此时,给大郎诊病的大夫从床边站了起来,王氏急忙撩开珠帘走进去。
“刘御医,大郎如何?”
刘御医叹息一声,摇摇头。
“恕老夫无能,大郎落水时撞到后脑,血淤而堵,导致昏迷。又拖延了这许多天,实在难治。眼下老夫只能开几副宣窍的药,看看效果,若是依旧未醒……”
刘御医话未说完,可那意思已经很明显:准备后事。
王氏眼圈立马红了,用帕子捂着脸,“我儿怎地如此命苦。”
“血淤于脑,宣窍化淤的药着实管用,可大郎昏迷已久,再好的药物怕也难医好。
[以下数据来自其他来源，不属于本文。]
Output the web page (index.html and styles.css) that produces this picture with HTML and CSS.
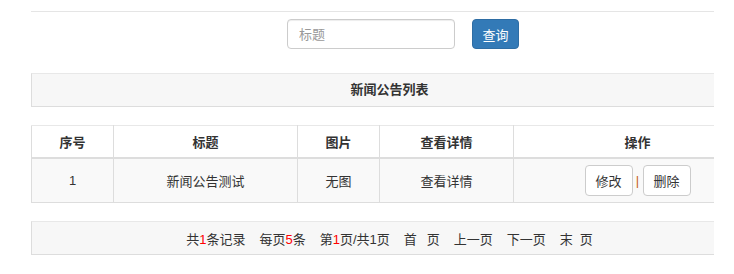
FILE: index.html
```html
<!DOCTYPE html>
<html lang="zh-CN">
<head>
<meta charset="utf-8">
<title>新闻公告列表</title>
<link rel="stylesheet" href="styles.css">
</head>
<body>
<div class="page">
  <div class="inner">
    <div class="rule"></div>
    <form class="search">
      <input class="search-input" type="text" placeholder="标题">
      <button class="btn-query" type="button">查询</button>
    </form>
    <div class="panel-head">新闻公告列表</div>
    <table class="grid">
      <colgroup>
        <col class="c1"><col class="c2"><col class="c3"><col class="c4"><col class="c5">
      </colgroup>
      <thead>
        <tr><th>序号</th><th>标题</th><th>图片</th><th>查看详情</th><th>操作</th></tr>
      </thead>
      <tbody>
        <tr>
          <td class="num">1</td>
          <td>新闻公告测试</td>
          <td>无图</td>
          <td>查看详情</td>
          <td><span class="ops"><button class="btn-op" type="button">修改</button><span class="sep">|</span><button class="btn-op" type="button">删除</button></span></td>
        </tr>
      </tbody>
    </table>
    <div class="pager">
      <span class="pg">共<b class="red">1</b>条记录</span>
      <span class="pg">每页<b class="red">5</b>条</span>
      <span class="pg">第<b class="red">1</b>页/共1页</span>
      <span class="pg">首<span class="sp"></span>页</span>
      <span class="pg">上一页</span>
      <span class="pg">下一页</span>
      <span class="pg">末<span class="sp2"></span>页</span>
    </div>
  </div>
</div>
</body>
</html>
```

FILE: styles.css
```css
html, body {
  margin: 0;
  padding: 0;
  background: #fff;
}
body {
  font-family: "Liberation Sans", "Noto Sans CJK SC", sans-serif;
  font-size: 13px;
  color: #333;
}
.page {
  margin-left: 31px;
  width: 683px;
  overflow: hidden;
  padding-top: 11px;
}
.inner {
  width: 730px;
}
.rule {
  width: 717px;
  border-top: 1px solid #e5e5e5;
}
.search {
  display: flex;
  align-items: center;
  margin: 7px 0 0 256px;
  height: 30px;
}
.search-input {
  box-sizing: border-box;
  width: 168px;
  height: 30px;
  padding: 0 11px;
  border: 1px solid #ccc;
  border-radius: 4px;
  font-family: inherit;
  font-size: 13px;
  color: #555;
  box-shadow: inset 0 1px 1px rgba(0,0,0,.075);
}
.search-input::placeholder {
  color: #999;
}
.btn-query {
  box-sizing: border-box;
  margin-left: 17px;
  width: 47px;
  height: 30px;
  padding: 0;
  border: 1px solid #2e6da4;
  border-radius: 4px;
  background: #337ab7;
  color: #fff;
  font-family: inherit;
  font-size: 13px;
}
.panel-head {
  box-sizing: border-box;
  width: 717px;
  height: 34px;
  margin-top: 24px;
  border: 1px solid #ddd;
  border-top-color: #e8e8e8;
  background: #f7f7f7;
  text-align: center;
  line-height: 32px;
  font-weight: bold;
}
.grid {
  margin-top: 18px;
  width: 730px;
  border-collapse: collapse;
  table-layout: fixed;
}
.c1 { width: 82px; }
.c2 { width: 184px; }
.c3 { width: 82px; }
.c4 { width: 134px; }
.c5 { width: 248px; }
.grid th, .grid td {
  border: 1px solid #ddd;
  text-align: center;
  padding: 0;
}
.grid th {
  height: 31px;
  border-top-color: #e8e8e8;
  border-bottom: 2px solid #ddd;
  font-weight: bold;
  background: #fff;
}
.grid td {
  height: 43px;
  background: #f9f9f9;
}
.ops {
  display: inline-flex;
  align-items: center;
}
.btn-op {
  box-sizing: border-box;
  width: 48px;
  height: 31px;
  padding: 0;
  border: 1px solid #ccc;
  border-radius: 4px;
  background: #fff;
  color: #333;
  font-family: inherit;
  font-size: 13px;
}
.sep {
  width: 10px;
  text-align: center;
  color: #c7611a;
  font-size: 13px;
}
.pager {
  box-sizing: border-box;
  width: 717px;
  height: 34px;
  margin-top: 18px;
  border: 1px solid #ddd;
  border-top-color: #e8e8e8;
  background: #f7f7f7;
  display: flex;
  justify-content: center;
  align-items: center;
  padding-left: 0;
}
.pg { margin-right: 14px; }
.pg:last-child { margin-right: 0; }
.red {
  color: #f00;
  font-weight: normal;
}
.sp { display: inline-block; width: 10px; }
.sp2 { display: inline-block; width: 7px; }
```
刘御医为何不给大郎银针拔血而治?”
夏东珠话轻飘飘的,却让刘御医倏地转身,双眼圆瞪。
“你是何人?如此狂妄。银针拔血何等凶险,一个不慎,大郎就会立即毙命。无知妇人,不懂医,却指手画脚,着实可恶。”
刘御医向来倨傲,容不得别人对他说三道四。
夏东珠一笑,“银针拔血是治疗脑内淤血最有效的办法,刘御医是不会治?还是根本不想治?”
刘御医身子一震。
这银针拔血术确实早已失传,即便是他,也根本不敢轻易尝试。
但这话若是被青城王府知晓……
刘御医后背惊起一身汗,他在京城久负盛名,每个人都对他恭恭敬敬。
此番哪容一个丑娘子如此羞辱?
“可恶,可恶,真是可恶!你以为治病是儿戏?老夫行医半生,容不得你如此质疑玷污,魏家有本事,就另请高明吧!”
这是要撂挑子走人。
夏东珠有点瞧不起他。
屋里的魏家主,王氏,还有其他叔伯婶娘长辈一听,立马将刘御医团团围住。
“刘御医,你大人不计小人过,别跟寡妇一般见识。她就是给大郎娶回来冲喜的,没见过世面。你万莫生气,大郎还得指望你。”
王氏说着,‘扑通’一声就给刘御医跪下。
她好不容易求王妃给大郎请来了刘御医,岂能让小寡妇给搅了?王氏心里暗恨。
魏嫣从未见她娘这般求过人,立马杏眼圆瞪。
“来人,把这个愚昧无知的小寡妇给我绑了。”
丫环婆子们互相看了看,却不敢上前。
据说这天寡之命的妇人,都有些邪性。